The computer has changed the ways that we endeavor to acquire both information and skills, and guitar playing is surely no exception. While the tools that the internet offers are quite diverse, the two main instructional services provided seem to fall into two general categories, namely, pre-recorded guitar lessons and live online guitar lessons.
Pre-recorded lessons tend to focus on specific topics of guitar playing ranging broadly from issues of technique to styles of improvisation. For this reason, they seem appropriate for intermediate to advanced players, i.e. those who already possess both a systematic visual conception of melody and harmony on the neck as well as a generic discrimination that allows them to judge the quality and suitability of the lesson in question. If an experienced player wants to use the computer to cultivate his right-hand technique, he will certainly begin by searching for information from players that he knows to possess exceptional skill in this area, say, for example, George Benson, Django Reinhardt, Tuck Andress, Lenny Breau or Scotty Anderson. Any of the ancillary details of harmony or melody that may be touched on in the treatment of technique will probably pose no problem to the kind of player who would know to look here in the first place. In fact, most modern world-class players, trusting more in the deeds than the words of legendary guitarists, have scoured YouTube performance videos for insights into technique.

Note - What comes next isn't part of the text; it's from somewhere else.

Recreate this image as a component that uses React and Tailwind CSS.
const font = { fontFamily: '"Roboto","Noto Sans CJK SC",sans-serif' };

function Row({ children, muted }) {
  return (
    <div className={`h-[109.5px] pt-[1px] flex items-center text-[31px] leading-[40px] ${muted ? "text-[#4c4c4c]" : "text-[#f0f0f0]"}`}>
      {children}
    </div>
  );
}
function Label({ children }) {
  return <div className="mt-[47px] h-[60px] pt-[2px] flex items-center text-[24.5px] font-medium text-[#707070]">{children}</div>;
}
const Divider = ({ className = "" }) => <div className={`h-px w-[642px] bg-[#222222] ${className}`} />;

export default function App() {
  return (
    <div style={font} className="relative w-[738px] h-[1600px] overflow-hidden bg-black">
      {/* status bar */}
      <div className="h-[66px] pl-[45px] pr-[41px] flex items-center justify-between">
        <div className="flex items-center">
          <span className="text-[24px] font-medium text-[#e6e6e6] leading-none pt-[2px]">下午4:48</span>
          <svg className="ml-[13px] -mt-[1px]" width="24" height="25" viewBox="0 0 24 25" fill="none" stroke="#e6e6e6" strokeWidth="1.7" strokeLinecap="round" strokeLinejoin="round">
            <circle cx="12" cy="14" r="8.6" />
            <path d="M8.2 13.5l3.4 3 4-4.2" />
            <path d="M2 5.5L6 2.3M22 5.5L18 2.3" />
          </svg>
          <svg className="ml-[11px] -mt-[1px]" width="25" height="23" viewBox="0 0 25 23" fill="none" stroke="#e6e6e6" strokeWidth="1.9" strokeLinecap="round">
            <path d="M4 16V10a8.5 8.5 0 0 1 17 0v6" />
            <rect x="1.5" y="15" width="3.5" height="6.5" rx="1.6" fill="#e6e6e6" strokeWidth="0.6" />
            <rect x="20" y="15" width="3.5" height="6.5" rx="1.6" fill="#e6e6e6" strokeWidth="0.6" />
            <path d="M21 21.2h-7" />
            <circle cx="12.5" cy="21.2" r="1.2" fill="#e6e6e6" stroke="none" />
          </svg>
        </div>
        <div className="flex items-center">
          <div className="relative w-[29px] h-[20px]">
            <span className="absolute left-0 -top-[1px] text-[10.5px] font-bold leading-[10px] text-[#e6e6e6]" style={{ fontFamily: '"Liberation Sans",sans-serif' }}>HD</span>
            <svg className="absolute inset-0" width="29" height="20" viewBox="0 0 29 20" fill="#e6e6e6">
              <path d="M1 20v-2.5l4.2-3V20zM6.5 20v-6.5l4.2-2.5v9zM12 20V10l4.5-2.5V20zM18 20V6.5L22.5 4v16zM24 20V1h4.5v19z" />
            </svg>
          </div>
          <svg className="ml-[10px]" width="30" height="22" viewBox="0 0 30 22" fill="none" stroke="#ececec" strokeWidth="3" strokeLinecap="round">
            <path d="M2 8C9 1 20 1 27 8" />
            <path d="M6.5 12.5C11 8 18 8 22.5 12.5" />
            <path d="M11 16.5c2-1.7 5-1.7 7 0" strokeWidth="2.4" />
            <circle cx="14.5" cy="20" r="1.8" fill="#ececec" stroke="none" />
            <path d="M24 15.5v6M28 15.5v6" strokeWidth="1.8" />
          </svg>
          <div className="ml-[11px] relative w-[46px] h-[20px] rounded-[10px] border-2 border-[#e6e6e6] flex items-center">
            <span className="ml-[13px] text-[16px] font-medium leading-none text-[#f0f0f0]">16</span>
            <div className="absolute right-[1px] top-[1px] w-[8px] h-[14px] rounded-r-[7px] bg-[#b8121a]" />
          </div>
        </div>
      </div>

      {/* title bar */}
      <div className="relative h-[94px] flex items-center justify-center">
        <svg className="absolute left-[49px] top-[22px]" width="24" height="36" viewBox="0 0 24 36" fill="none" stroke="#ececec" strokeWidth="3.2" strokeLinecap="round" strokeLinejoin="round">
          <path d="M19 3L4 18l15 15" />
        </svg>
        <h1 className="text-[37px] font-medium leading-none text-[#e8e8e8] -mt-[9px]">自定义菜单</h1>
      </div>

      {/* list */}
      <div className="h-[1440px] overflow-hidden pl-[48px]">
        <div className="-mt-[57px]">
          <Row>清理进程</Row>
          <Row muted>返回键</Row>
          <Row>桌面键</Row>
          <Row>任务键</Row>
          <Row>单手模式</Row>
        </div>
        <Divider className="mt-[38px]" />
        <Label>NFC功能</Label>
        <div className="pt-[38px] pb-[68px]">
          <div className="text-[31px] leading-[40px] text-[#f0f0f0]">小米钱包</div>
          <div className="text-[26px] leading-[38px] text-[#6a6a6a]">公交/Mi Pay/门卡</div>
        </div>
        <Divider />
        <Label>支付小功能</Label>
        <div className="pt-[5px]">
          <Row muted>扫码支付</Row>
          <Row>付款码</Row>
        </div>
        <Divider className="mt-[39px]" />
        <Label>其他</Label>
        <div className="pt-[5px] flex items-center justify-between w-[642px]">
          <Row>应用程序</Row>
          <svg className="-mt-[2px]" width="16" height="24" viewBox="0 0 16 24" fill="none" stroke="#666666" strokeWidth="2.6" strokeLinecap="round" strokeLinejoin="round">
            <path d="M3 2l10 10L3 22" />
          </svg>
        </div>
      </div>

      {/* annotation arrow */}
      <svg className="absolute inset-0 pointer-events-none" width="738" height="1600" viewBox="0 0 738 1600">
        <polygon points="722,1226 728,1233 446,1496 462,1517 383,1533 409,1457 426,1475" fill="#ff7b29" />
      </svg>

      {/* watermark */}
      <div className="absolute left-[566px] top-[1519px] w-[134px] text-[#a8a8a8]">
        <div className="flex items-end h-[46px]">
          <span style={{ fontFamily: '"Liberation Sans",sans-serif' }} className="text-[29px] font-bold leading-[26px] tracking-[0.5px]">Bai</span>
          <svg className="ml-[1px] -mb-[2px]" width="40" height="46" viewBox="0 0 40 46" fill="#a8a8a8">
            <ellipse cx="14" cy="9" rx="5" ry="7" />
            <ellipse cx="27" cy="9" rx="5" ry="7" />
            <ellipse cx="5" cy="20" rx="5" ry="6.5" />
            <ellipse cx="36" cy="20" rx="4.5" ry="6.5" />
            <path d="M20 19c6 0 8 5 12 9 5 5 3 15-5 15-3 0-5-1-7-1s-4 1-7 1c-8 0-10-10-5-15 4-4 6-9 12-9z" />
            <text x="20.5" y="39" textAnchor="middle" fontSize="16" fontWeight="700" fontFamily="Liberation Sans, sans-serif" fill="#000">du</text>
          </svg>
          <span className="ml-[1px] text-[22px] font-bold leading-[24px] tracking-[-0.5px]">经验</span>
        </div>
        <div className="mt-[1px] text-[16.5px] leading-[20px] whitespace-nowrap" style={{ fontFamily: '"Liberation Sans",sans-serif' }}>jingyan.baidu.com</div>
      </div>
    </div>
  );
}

Beginners, on the other hand, lack the systematic understanding of music and the guitar necessary to process properly such pre-recorded online lessons. As most of us know from experience, the internet is rife with misleading and often incorrect information that is communicated with wildly varying degrees of clarity. A beginning guitar student runs the risk of unduly intimidating confusion and, perhaps worse, false assumptions concerning the rudimentary principles and bounds of music.
Can a beginning guitar student learn from the internet? Live online guitar lessons, via Skype, for example, are surely an alternative preferable to pre-recorded lessons for beginners. With virtual interaction, a competent player can address far more effectively the challenges faced by a student considering music for the first time. Still, the lack of a real, shared physical space here presents problems that seem to me insurmountable. Playing a musical instrument is as physical an undertaking as it is intellectual. A beginning guitar student needs to see and feel from all angles the different ways that a guitar can be held on his body and manipulated by his hands. Imagine showing a child how to tie his shoe with neither visual nor physical contact. Though a shared computer screen may help here, physical interaction seems an indispensable tool. As most parents will testify, you teach a child to tie his shoes by crouching behind him and demonstrating with your own hands, and showing a beginner how to play is no different.
The computer seems to me to have a place in teaching and learning guitar, albeit a place limited according to the experience of the student. Beginners need in-studio lessons in order to establish the fundamental physical requirements of playing the instrument. Once these rudiments have been internalized, live online guitar lessons are sufficient. Advanced players are by definition stewards of their own development and may use the tools of the internet at their discretion.